Christian Seifert, the CEO of the German Football League (Deutsche Fußball Liga), said that Bundesliga play could return as early as May 9 of it receives the green light from the country's decision makers. The announcement was made during a meeting held by league and club executives on Thursday.

Seifert said he didn't know whether government officials could possibly give the green light on Thursday, but on Wednesday Germany's health minister said that playing by May 9 was definitely possible, according to DW. It remains to be seen how quickly the league hears back from the government, but it is worth noting that a government conference is scheduled for April 30.
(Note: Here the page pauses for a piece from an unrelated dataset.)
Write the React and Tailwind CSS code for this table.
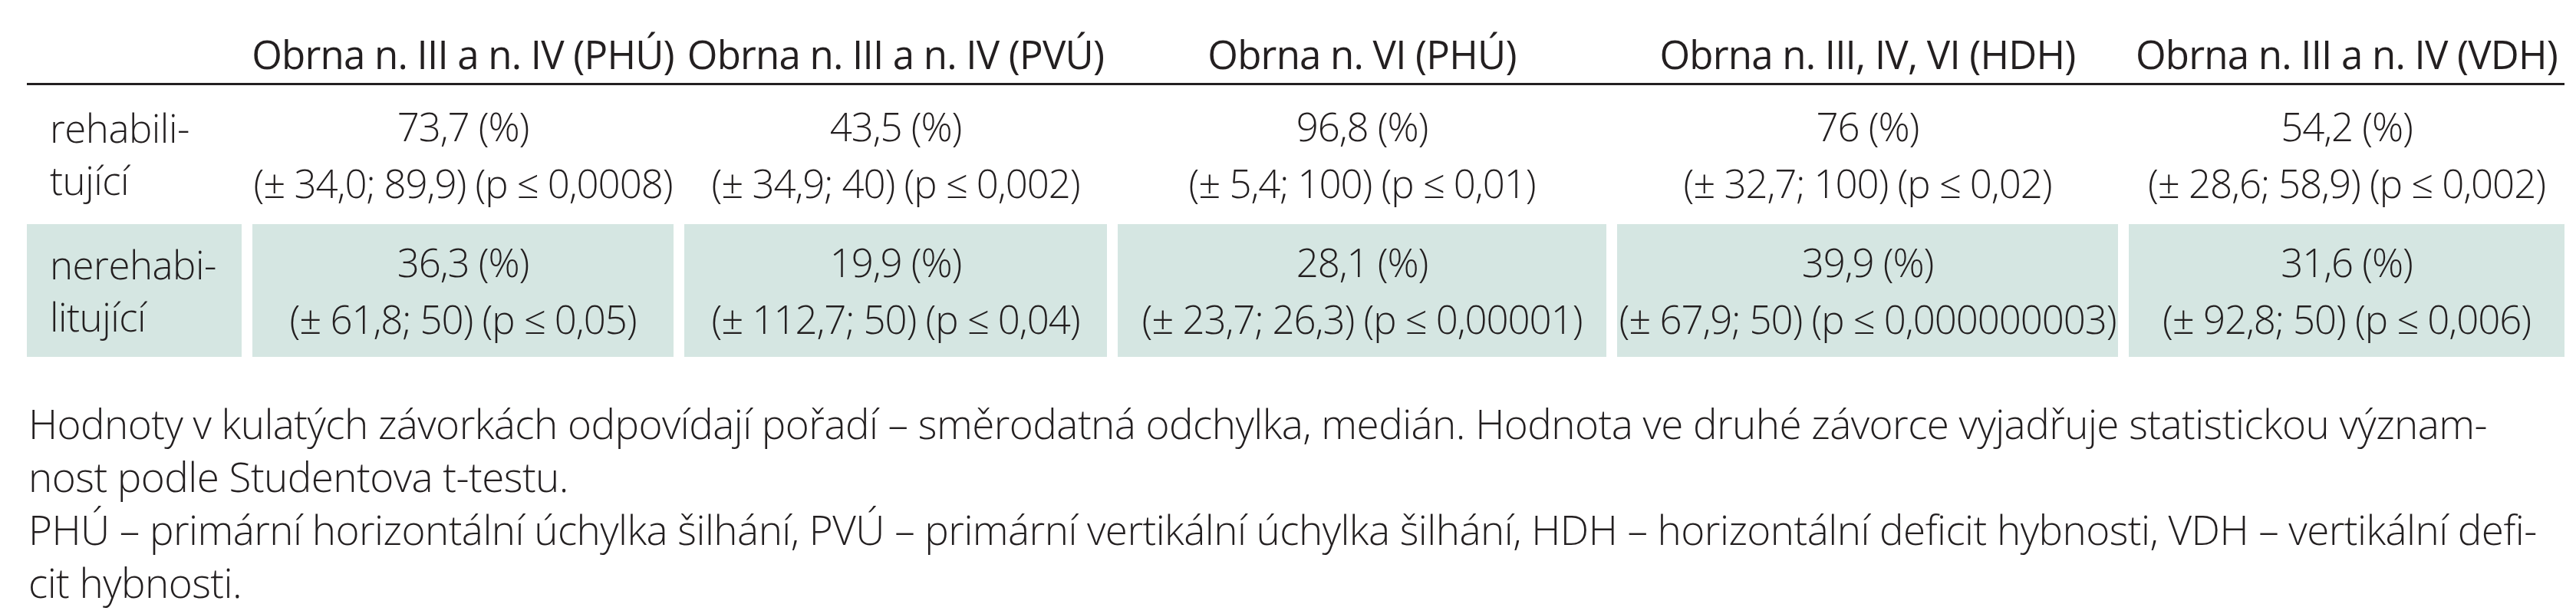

"The game is suspended until April 30th," Seifert said. "We have several game plan options. However, it is not realistic to start on the first weekend in May.

"But we will be ready on May 9th -- or when the signal comes ..."

During the DFL meeting, plans were outlined for how to handle the coronavirus and provide a safe environment for players to play. That includes constant COVID-19 testing, social distancing measures, limiting the people involved and more. The first and second division have been suspended since March 13. Every top soccer league in Europe has been suspended indefinitely due to the pandemic, and there's a real possibility that the Bundesliga could be the first major league to return from hiatus. Germany has constantly been viewed as one of the countries that has best handled the COVID-19 outbreak compared to the rest of the world. The country has seen a decline in confirmed cases since April 18. 

There would be a limit of 330 people per stadium who would be regularly tested and would have to follow specific social distancing guidelines when possible.

Dr. Tim Meyer, who heads the DFL's task force, looking into how games could safely return, said there are three pillars when it comes to safety: Monitoring the infection of the professionals who test positive, ensuring the safety and cleanliness of the venues, and also regular testing. Meyer said they would need about 14,400 tests over a 10-week period to complete the season, with any leftover tests going to the community.

The Bundesliga clubs have played 25 of the 34 matches scheduled this season. Only six points separate the top four teams (Bayern Munich, Borussia Dortmund, RB Leipzig and Borussia Mönchengladbach) in the Bundesliga standings.